** START **
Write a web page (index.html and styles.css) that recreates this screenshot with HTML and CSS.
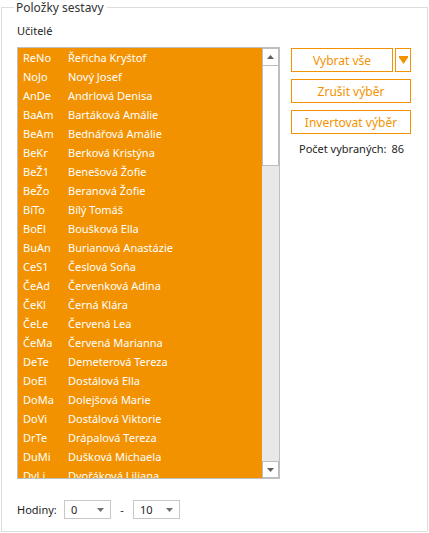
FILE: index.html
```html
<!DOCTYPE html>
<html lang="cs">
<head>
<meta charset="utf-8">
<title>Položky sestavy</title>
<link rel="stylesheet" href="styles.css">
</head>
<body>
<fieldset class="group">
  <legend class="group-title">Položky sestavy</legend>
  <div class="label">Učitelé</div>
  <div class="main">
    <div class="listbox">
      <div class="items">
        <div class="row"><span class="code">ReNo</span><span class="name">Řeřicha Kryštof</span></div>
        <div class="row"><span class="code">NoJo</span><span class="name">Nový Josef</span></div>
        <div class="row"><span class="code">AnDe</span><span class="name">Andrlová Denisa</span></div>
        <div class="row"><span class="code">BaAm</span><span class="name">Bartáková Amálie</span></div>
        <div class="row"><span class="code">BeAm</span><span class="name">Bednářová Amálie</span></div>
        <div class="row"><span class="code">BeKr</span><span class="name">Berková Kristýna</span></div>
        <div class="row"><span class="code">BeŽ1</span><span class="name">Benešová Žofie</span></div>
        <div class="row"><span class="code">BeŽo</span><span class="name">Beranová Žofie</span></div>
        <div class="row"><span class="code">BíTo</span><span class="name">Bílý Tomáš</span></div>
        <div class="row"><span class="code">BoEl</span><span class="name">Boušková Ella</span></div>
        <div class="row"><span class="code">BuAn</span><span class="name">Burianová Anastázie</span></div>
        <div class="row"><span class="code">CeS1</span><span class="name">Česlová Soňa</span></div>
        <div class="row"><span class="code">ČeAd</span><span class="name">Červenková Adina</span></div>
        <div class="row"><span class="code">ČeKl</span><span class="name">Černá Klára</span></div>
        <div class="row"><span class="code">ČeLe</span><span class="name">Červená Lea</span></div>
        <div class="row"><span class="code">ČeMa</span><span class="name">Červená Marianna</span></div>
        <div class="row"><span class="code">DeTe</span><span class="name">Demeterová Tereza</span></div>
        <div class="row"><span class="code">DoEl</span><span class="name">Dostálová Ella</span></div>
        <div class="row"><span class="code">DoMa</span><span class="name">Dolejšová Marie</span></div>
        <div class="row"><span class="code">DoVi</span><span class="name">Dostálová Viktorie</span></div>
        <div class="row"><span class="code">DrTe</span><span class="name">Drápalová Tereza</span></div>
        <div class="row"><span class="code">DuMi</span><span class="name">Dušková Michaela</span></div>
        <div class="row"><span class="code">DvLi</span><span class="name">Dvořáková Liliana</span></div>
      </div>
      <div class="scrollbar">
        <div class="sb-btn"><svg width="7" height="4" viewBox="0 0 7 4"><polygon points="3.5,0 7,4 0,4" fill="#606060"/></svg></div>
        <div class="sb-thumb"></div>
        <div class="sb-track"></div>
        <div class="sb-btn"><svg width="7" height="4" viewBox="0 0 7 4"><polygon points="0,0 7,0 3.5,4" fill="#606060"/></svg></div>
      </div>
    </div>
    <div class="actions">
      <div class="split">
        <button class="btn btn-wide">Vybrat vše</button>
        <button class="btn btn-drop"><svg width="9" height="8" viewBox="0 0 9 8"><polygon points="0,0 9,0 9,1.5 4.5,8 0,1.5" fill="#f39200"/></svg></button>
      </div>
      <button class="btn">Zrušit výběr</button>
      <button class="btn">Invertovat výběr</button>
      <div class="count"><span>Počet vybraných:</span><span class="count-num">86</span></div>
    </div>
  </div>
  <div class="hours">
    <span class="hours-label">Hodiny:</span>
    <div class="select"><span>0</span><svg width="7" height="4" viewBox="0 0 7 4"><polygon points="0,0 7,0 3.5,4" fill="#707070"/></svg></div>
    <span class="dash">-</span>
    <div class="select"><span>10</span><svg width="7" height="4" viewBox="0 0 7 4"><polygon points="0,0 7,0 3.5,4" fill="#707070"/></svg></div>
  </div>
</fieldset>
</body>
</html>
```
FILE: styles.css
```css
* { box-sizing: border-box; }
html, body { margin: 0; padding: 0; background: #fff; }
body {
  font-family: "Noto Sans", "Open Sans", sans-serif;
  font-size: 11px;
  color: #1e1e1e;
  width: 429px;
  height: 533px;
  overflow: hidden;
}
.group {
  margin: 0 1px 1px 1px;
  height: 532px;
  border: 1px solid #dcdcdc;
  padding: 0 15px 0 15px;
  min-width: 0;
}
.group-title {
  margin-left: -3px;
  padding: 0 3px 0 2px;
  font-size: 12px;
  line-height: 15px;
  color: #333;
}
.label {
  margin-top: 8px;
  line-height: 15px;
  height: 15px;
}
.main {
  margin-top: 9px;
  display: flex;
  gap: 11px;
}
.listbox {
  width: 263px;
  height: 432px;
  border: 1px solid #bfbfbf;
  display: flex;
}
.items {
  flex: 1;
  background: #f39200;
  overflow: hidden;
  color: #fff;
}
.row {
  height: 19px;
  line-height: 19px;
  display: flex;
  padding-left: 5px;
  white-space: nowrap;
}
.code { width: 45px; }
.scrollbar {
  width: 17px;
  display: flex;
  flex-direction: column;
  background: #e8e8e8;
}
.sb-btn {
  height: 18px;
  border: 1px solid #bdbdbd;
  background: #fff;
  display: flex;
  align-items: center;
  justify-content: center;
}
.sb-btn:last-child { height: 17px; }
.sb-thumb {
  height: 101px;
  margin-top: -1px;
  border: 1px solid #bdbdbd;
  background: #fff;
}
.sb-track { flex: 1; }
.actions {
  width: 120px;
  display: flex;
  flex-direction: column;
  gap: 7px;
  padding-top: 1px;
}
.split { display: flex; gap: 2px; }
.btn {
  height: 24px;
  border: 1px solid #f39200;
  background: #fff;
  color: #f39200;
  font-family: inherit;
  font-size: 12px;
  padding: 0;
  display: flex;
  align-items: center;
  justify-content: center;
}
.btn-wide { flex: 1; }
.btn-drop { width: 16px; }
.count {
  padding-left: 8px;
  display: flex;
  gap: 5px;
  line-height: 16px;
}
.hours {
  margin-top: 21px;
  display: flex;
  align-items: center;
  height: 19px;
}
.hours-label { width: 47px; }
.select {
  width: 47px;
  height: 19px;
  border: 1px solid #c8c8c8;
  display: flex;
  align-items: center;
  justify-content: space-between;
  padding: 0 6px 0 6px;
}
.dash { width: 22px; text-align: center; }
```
** END **
DIRECTIONS FOR THIS TASK
With the pictures left out, transcribe the material exactly.

SOLUTION FOR THIS PROBLEM
Write a web page (index.html and styles.css) that recreates this screenshot with HTML and CSS.
FILE: index.html
```html
<!DOCTYPE html>
<html lang="cs">
<head>
<meta charset="utf-8">
<title>Položky sestavy</title>
<link rel="stylesheet" href="styles.css">
</head>
<body>
<fieldset class="group">
  <legend class="group-title">Položky sestavy</legend>
  <div class="label">Učitelé</div>
  <div class="main">
    <div class="listbox">
      <div class="items">
        <div class="row"><span class="code">ReNo</span><span class="name">Řeřicha Kryštof</span></div>
        <div class="row"><span class="code">NoJo</span><span class="name">Nový Josef</span></div>
        <div class="row"><span class="code">AnDe</span><span class="name">Andrlová Denisa</span></div>
        <div class="row"><span class="code">BaAm</span><span class="name">Bartáková Amálie</span></div>
        <div class="row"><span class="code">BeAm</span><span class="name">Bednářová Amálie</span></div>
        <div class="row"><span class="code">BeKr</span><span class="name">Berková Kristýna</span></div>
        <div class="row"><span class="code">BeŽ1</span><span class="name">Benešová Žofie</span></div>
        <div class="row"><span class="code">BeŽo</span><span class="name">Beranová Žofie</span></div>
        <div class="row"><span class="code">BíTo</span><span class="name">Bílý Tomáš</span></div>
        <div class="row"><span class="code">BoEl</span><span class="name">Boušková Ella</span></div>
        <div class="row"><span class="code">BuAn</span><span class="name">Burianová Anastázie</span></div>
        <div class="row"><span class="code">CeS1</span><span class="name">Česlová Soňa</span></div>
        <div class="row"><span class="code">ČeAd</span><span class="name">Červenková Adina</span></div>
        <div class="row"><span class="code">ČeKl</span><span class="name">Černá Klára</span></div>
        <div class="row"><span class="code">ČeLe</span><span class="name">Červená Lea</span></div>
        <div class="row"><span class="code">ČeMa</span><span class="name">Červená Marianna</span></div>
        <div class="row"><span class="code">DeTe</span><span class="name">Demeterová Tereza</span></div>
        <div class="row"><span class="code">DoEl</span><span class="name">Dostálová Ella</span></div>
        <div class="row"><span class="code">DoMa</span><span class="name">Dolejšová Marie</span></div>
        <div class="row"><span class="code">DoVi</span><span class="name">Dostálová Viktorie</span></div>
        <div class="row"><span class="code">DrTe</span><span class="name">Drápalová Tereza</span></div>
        <div class="row"><span class="code">DuMi</span><span class="name">Dušková Michaela</span></div>
        <div class="row"><span class="code">DvLi</span><span class="name">Dvořáková Liliana</span></div>
      </div>
      <div class="scrollbar">
        <div class="sb-btn"><svg width="7" height="4" viewBox="0 0 7 4"><polygon points="3.5,0 7,4 0,4" fill="#606060"/></svg></div>
        <div class="sb-thumb"></div>
        <div class="sb-track"></div>
        <div class="sb-btn"><svg width="7" height="4" viewBox="0 0 7 4"><polygon points="0,0 7,0 3.5,4" fill="#606060"/></svg></div>
      </div>
    </div>
    <div class="actions">
      <div class="split">
        <button class="btn btn-wide">Vybrat vše</button>
        <button class="btn btn-drop"><svg width="9" height="8" viewBox="0 0 9 8"><polygon points="0,0 9,0 9,1.5 4.5,8 0,1.5" fill="#f39200"/></svg></button>
      </div>
      <button class="btn">Zrušit výběr</button>
      <button class="btn">Invertovat výběr</button>
      <div class="count"><span>Počet vybraných:</span><span class="count-num">86</span></div>
    </div>
  </div>
  <div class="hours">
    <span class="hours-label">Hodiny:</span>
    <div class="select"><span>0</span><svg width="7" height="4" viewBox="0 0 7 4"><polygon points="0,0 7,0 3.5,4" fill="#707070"/></svg></div>
    <span class="dash">-</span>
    <div class="select"><span>10</span><svg width="7" height="4" viewBox="0 0 7 4"><polygon points="0,0 7,0 3.5,4" fill="#707070"/></svg></div>
  </div>
</fieldset>
</body>
</html>
```
FILE: styles.css
```css
* { box-sizing: border-box; }
html, body { margin: 0; padding: 0; background: #fff; }
body {
  font-family: "Noto Sans", "Open Sans", sans-serif;
  font-size: 11px;
  color: #1e1e1e;
  width: 429px;
  height: 533px;
  overflow: hidden;
}
.group {
  margin: 0 1px 1px 1px;
  height: 532px;
  border: 1px solid #dcdcdc;
  padding: 0 15px 0 15px;
  min-width: 0;
}
.group-title {
  margin-left: -3px;
  padding: 0 3px 0 2px;
  font-size: 12px;
  line-height: 15px;
  color: #333;
}
.label {
  margin-top: 8px;
  line-height: 15px;
  height: 15px;
}
.main {
  margin-top: 9px;
  display: flex;
  gap: 11px;
}
.listbox {
  width: 263px;
  height: 432px;
  border: 1px solid #bfbfbf;
  display: flex;
}
.items {
  flex: 1;
  background: #f39200;
  overflow: hidden;
  color: #fff;
}
.row {
  height: 19px;
  line-height: 19px;
  display: flex;
  padding-left: 5px;
  white-space: nowrap;
}
.code { width: 45px; }
.scrollbar {
  width: 17px;
  display: flex;
  flex-direction: column;
  background: #e8e8e8;
}
.sb-btn {
  height: 18px;
  border: 1px solid #bdbdbd;
  background: #fff;
  display: flex;
  align-items: center;
  justify-content: center;
}
.sb-btn:last-child { height: 17px; }
.sb-thumb {
  height: 101px;
  margin-top: -1px;
  border: 1px solid #bdbdbd;
  background: #fff;
}
.sb-track { flex: 1; }
.actions {
  width: 120px;
  display: flex;
  flex-direction: column;
  gap: 7px;
  padding-top: 1px;
}
.split { display: flex; gap: 2px; }
.btn {
  height: 24px;
  border: 1px solid #f39200;
  background: #fff;
  color: #f39200;
  font-family: inherit;
  font-size: 12px;
  padding: 0;
  display: flex;
  align-items: center;
  justify-content: center;
}
.btn-wide { flex: 1; }
.btn-drop { width: 16px; }
.count {
  padding-left: 8px;
  display: flex;
  gap: 5px;
  line-height: 16px;
}
.hours {
  margin-top: 21px;
  display: flex;
  align-items: center;
  height: 19px;
}
.hours-label { width: 47px; }
.select {
  width: 47px;
  height: 19px;
  border: 1px solid #c8c8c8;
  display: flex;
  align-items: center;
  justify-content: space-between;
  padding: 0 6px 0 6px;
}
.dash { width: 22px; text-align: center; }
```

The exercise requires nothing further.